One Megalomaniacal Dane County Judge Can’t Restore Wisconsin Teacher Union Bosses’ Forced-Unionism Privileges Statewide
For two-and-a-half years, union bosses in Wisconsin and their cohorts across the nation have tried again and again to get a federal or state court to overturn Act 10, a wide-ranging Badger State budget reform that includes provisions protecting most state and local employees from termination for refusal to pay union dues or fees as a job condition.
For the most part, union lawyers’ crusade against Act 10, which in addition to protecting civil servants’ Right to Work sharply limits the scope of most government union officials’ monopoly-bargaining privileges, has been unsuccessful.

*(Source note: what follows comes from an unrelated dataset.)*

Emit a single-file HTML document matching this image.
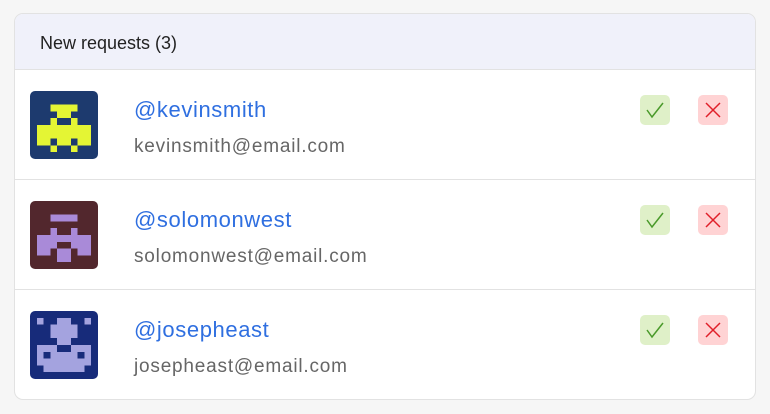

However, one Big Labor activist jurist, Dane County Circuit Judge Juan Colas, has eagerly accepted teacher union lawyers’ arguments and airily dismissed the findings of other courts, both state and federal. And Colas has not been content to block enforcement of the supposedly “unconstitutional” provisions in Act 10 within his own jurisdiction.
Egged on by lawyers for the Wisconsin Education Association Council (WEAC/NEA) teacher union, Colas is now evidently trying to override, at least temporarily, the decisions of all other courts and reinstate public-sector forced union dues and fees and restore full monopoly-bargaining privileges for government union bosses statewide.

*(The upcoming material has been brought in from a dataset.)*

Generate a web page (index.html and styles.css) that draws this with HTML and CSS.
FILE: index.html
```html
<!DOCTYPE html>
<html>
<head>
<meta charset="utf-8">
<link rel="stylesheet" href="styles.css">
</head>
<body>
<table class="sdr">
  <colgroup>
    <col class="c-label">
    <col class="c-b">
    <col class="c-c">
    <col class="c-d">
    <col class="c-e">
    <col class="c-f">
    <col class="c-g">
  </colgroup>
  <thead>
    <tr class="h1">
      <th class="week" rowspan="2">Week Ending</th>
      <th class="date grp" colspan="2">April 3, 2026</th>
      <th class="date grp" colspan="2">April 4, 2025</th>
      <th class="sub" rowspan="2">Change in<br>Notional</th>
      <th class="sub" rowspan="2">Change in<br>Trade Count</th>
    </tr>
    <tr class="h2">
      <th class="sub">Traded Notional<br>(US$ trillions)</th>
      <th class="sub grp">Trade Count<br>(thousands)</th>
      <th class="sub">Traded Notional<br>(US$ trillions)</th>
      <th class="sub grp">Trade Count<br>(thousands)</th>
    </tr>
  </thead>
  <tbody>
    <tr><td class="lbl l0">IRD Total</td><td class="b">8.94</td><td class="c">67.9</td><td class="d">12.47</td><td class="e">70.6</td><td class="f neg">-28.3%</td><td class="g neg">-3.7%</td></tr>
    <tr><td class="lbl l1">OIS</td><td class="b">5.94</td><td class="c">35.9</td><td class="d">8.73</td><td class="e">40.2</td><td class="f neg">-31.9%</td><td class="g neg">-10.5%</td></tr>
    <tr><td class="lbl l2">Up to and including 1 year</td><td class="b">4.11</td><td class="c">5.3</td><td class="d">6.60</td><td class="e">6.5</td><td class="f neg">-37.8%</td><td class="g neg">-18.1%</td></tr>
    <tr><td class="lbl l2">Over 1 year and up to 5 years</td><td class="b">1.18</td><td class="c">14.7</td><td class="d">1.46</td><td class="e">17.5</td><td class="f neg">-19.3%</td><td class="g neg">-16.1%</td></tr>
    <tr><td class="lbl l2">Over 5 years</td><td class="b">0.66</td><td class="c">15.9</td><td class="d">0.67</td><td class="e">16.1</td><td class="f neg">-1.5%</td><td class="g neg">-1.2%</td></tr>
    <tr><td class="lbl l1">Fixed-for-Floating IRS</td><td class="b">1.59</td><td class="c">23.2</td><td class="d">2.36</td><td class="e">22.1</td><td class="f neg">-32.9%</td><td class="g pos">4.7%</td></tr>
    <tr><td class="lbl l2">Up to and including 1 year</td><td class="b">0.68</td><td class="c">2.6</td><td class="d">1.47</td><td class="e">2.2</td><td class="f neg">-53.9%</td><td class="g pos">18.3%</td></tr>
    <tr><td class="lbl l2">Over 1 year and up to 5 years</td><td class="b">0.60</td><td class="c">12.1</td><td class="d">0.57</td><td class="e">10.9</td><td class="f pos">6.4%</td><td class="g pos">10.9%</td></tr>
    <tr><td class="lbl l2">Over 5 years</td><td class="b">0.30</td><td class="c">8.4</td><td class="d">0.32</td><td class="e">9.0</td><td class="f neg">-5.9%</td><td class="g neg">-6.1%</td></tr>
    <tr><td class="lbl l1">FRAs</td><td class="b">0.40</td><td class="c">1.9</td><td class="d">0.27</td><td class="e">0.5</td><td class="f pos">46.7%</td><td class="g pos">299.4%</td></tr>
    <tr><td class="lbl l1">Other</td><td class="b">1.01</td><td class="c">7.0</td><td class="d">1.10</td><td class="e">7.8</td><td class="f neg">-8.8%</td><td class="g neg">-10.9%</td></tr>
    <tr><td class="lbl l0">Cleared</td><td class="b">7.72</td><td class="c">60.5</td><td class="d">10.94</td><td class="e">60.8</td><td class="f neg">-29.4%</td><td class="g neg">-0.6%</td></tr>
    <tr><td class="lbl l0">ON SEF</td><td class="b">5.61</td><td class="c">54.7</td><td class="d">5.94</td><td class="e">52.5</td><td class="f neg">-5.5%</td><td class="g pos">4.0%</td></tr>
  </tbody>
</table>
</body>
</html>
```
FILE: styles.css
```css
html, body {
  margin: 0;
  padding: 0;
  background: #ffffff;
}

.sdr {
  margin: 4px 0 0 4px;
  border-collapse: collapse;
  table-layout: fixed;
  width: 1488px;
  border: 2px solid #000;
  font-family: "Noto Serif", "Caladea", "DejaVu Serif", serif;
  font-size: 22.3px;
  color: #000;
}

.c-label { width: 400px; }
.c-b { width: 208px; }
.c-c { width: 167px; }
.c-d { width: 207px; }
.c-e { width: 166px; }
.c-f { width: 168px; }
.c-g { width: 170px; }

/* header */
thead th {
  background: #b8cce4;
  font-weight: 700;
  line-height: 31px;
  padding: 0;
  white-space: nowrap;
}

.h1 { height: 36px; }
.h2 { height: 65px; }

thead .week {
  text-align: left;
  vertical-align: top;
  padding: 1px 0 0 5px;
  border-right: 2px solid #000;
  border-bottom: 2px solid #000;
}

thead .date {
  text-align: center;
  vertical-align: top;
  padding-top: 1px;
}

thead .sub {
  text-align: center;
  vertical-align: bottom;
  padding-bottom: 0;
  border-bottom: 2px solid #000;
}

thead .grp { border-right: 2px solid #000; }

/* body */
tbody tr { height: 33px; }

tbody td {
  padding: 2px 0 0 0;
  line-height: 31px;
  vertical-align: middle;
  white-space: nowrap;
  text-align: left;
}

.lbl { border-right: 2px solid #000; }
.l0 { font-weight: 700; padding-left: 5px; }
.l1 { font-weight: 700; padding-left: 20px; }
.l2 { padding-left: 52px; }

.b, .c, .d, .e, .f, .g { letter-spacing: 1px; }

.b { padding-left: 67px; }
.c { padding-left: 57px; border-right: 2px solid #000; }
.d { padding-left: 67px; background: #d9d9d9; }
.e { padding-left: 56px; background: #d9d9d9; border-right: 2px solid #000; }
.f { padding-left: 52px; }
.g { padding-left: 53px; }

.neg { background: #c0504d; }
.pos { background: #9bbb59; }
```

Early this week, Right to Work advocates in the Badger State and nationwide were dismayed to learn that Wisconsin’s state Appeals Court had refused to lift an injunction imposed by Colas prohibiting the Wisconsin Employment Relations Commission (WERC) from enforcing the Act 1o provisions he finds objectionable in any school district or municipality. (See the link below for more information.)
State Attorney General J.B. Van Hollen is now asking the state Supreme Court to review the Appeals Court decision allowing Colas’ injunction to remain in place, but the High Court likely will wait to consider this appeal simultaneously with the attorney general’s appeal of Colas’ original decision overturning the core provisions in Act 10. The state Supreme Court hearing on the constitutionality of Act 10 is scheduled for Monday, November 11.
In the Supreme Court case, the National Right to Work Legal Defense Foundation is partnering with the Wisconsin Institute for Law and Liberty (WILL) to ensure that tens of thousands of independent-minded public servants’ freedom not to bankroll an unwanted union is vindicated. The public school teachers represented by the Foundation and WILL have been granted friend-of-the-court status in the case, Madison Teachers, Inc. v. Scott Walker.
Meanwhile, despite Judge Colas’ overweening efforts to enjoin the key provisions of Act 10 in school districts and municipalities statewide, independent-minded teachers in the overwhelming majority of Wisconsin school districts can continue to assert their freedom not to bankroll an unwanted union under state law, and take their school districts to court if they refuse to recognize that freedom. As the Wisconsin Appeals Court affirmed even as it left Colas’ injunction in place, other courts across the state are not bound by anything Colas says. Neither are school districts outside of Dane County.